SrisonS
... and that's 'ess-ryzun-ess' (play on my name)
- Joined
- Jun 9, 2007
- Messages
- 4,980
See, the issue I have this type of HDR is that you're not capturing how it looks to the human eye, you're going well beyond there. The final image is, for better or for worse, quite a different image than one gets when actually standing there in person.
The flower shot is closer; actually it looks more like a normal shot taken with a circular polarizer. The problem is that the HDR process has done strange things to the bokeh, especially around the rightmost lightbulb and spires of the castle. I think your middle exposure of that shot should have all the information necessary to produce a very similar shot as your HDR, only without the halos. (Psst - don't tell anyone, but in a shot with these colors, you can also play specifically with the blue channel to give you a nice deep blue.)
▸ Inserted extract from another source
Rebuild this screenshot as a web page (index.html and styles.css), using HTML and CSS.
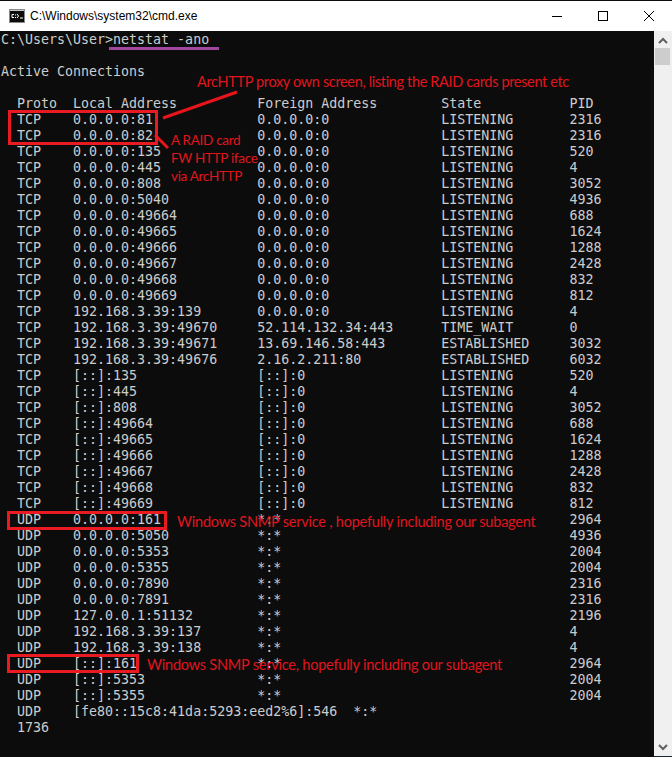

SrisonS - nice work on the car shot. You seem to have a real deft touch with the post-processing - that shot is fairly close to what you'd see in person, albiet with a bit more saturation but not cartoonishly so. Though even here, the middle exposure certainly looks like it has all the information, it's just a matter of bringing it out. The only obvious gain in exposure is the front tire - which actually seems like the one spot that is distractingly HDRed.
I was actually gonna mention something about that front tire. Of everything in that shot, that was the one thing I was most anal about. It actually didn't look too bad at first, but the tire didn't stand out as much as I wanted. So I think I just used a brush too to adjust the lightness. So that's why it looks like it does. A bad give and take, I guess.